Laura Zimmermann:
Meine Augen sind hier oben.
Aus. d. Engl. v. Barbara König.
Atrium 2020.
336 S., € 18,50.

Von der Realität einer Selbstfindung


Die Thematisierung des weiblichen Körpers und dessen Grenzen sollte spätestens seit der digitalen Bewegung #metoo kein Tabuthema mehr sein. Die Explizität, die die amerikanische Autorin Laura Zimmermann in ihrem Jugendromandebüt wählt, sucht im jugendliterarischen Bereich mitunter aber ihresgleichen. Auch wenn es allmählich zu einer gesellschaftlichen Sensibilisierung kommt, scheint die Ausdrücklichkeit (insbesondere weiblicher) Körperlichkeit immer noch ein Problem darzustellen. Fatal wird es, wenn man sich wie die 15-jährige Greer aufgrund der üppigen Oberweite in seinem eigenen Körper nicht wohlfühlt, sich in XXL-Pullovern verkriecht und das Selbstbewusstsein einen Tiefststand erreicht. Dass Greer ein Mathegenie ist, klug, schlagfertig und witzig, hat keine Bedeutung, wenn sie sich nur auf ihre Brüste reduziert fühlt.
Für die Protagonistin ist nicht nur Sport keine Option, sie fühlt sich in ihrem gesamten Tun eingeschränkt. Bereits alltägliche Dinge, wie der Kauf eines Kleides für den Schulball, bereiten ihr erhebliche Probleme. Zum Umdenken über sich selbst kommt es für Greer durch zweierlei: Zum einen ist da Jackson, der Neue, der mit Witz auf ihre Abwehrhaltung reagiert. Und von dem sich zeigt, dass auch er mit Selbst- und Fremdwahrnehmung kämpft. Zum anderen schafft Greer es, entgegen aller Widrigkeiten in die Volleyballmannschaft aufgenommen zu werden und findet über das konsequente Training zu einem neuen körperlichen Selbstverständnis.
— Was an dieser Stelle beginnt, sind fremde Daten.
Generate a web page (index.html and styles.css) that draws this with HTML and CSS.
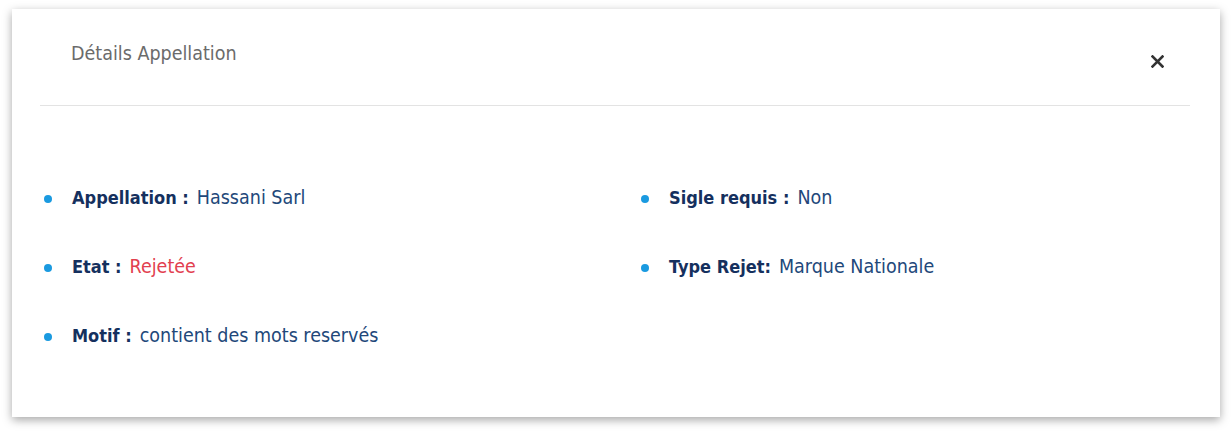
FILE: index.html
```html
<!DOCTYPE html>
<html lang="fr">
<head>
<meta charset="utf-8">
<title>Détails Appellation</title>
<link rel="stylesheet" href="styles.css">
</head>
<body>
<div class="modal">
  <div class="modal-header">
    <h2 class="modal-title">Détails Appellation</h2>
    <button class="close" aria-label="Fermer">
      <svg width="13" height="13" viewBox="0 0 13 13"><path d="M1.5 1.5 L11.5 11.5 M11.5 1.5 L1.5 11.5" stroke="#333" stroke-width="2.6" stroke-linecap="square"/></svg>
    </button>
  </div>
  <div class="modal-body">
    <ul class="col">
      <li><span class="label">Appellation :</span> <span class="value">Hassani Sarl</span></li>
      <li><span class="label">Etat :</span> <span class="value rejected">Rejetée</span></li>
      <li><span class="label">Motif :</span> <span class="value">contient des mots reservés</span></li>
    </ul>
    <ul class="col">
      <li><span class="label">Sigle requis :</span> <span class="value">Non</span></li>
      <li><span class="label">Type Rejet:</span> <span class="value">Marque Nationale</span></li>
    </ul>
  </div>
</div>
</body>
</html>
```

FILE: styles.css
```css
html, body {
  margin: 0;
  padding: 0;
  background: #ffffff;
}
body {
  padding: 9px 12px 15px 12px;
  font-family: "DejaVu Sans Condensed", "Roboto", sans-serif;
}
.modal {
  width: 1208px;
  height: 408px;
  background: #fff;
  box-shadow: 0 3px 9px rgba(0, 0, 0, 0.35);
  box-sizing: border-box;
  padding: 0 30px 0 28px;
}
.modal-header {
  display: flex;
  justify-content: space-between;
  align-items: flex-start;
  border-bottom: 1px solid #e3e3e3;
  height: 97px;
  box-sizing: border-box;
  padding: 34px 26px 0 31px;
}
.modal-title {
  margin: 0;
  font-size: 19.5px;
  font-weight: normal;
  color: #6b6b6b;
  line-height: 22px;
}
.close {
  border: 0;
  background: none;
  padding: 0;
  margin-top: 12px;
  width: 13px;
  height: 13px;
  display: flex;
}
.modal-body {
  display: grid;
  grid-template-columns: 597px 1fr;
  padding-top: 81px;
}
.col {
  list-style: none;
  margin: 0;
  padding: 0 0 0 4px;
  display: flex;
  flex-direction: column;
  gap: 47px;
}
.col li {
  display: flex;
  align-items: center;
  gap: 8px;
  font-size: 19.5px;
  line-height: 22px;
  position: relative;
  padding-left: 28px;
}
.col li::before {
  content: "";
  position: absolute;
  left: 0;
  top: 8px;
  width: 8px;
  height: 8px;
  border-radius: 50%;
  background: #1a9ae0;
}
.label {
  font-weight: bold;
  font-size: 18px;
  color: #15305e;
}
.value {
  color: #22487a;
}
.value.rejected {
  color: #e2404f;
}
```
Aus konsequenter Ich-Perspektive mit einer Fülle an inneren Monologen erzählt, gewährt der Text nicht nur Greer Raum zur Entwicklung, sondern gibt Einblicke in Jacksons Leben: Er zieht häufig um, findet schnell Freund*innen, wird von diesen aber ebenso schnell wieder vergessen. Er selbst möchte sich in die Biographie anderer einschreiben und hadert zunehmend mit Greers Verschlossenheit, die ihm dieses Bedürfnis verwehren.
Geschliffene Dialoge, sarkastisch-(selbst)ironischer Ton, ohne ins Zynische zu verfallen, prägen den Plot, der einen ehrlichen Umgang mit dieser Thematik wählt. Dabei dominieren nicht Bodyshaming, Mobbing oder gar die Liebesgeschichte, sondern der Umgang mit Selbstzweifel, Body-Positivity und der eigenen Körperlichkeit. Dadurch finden sich am Ende zwei Figuren, bei denen sich die eine selbst sieht, während der andere gesehen wird, ohne dabei die Realität einer Selbstfindung aus dem Blick zu verlieren.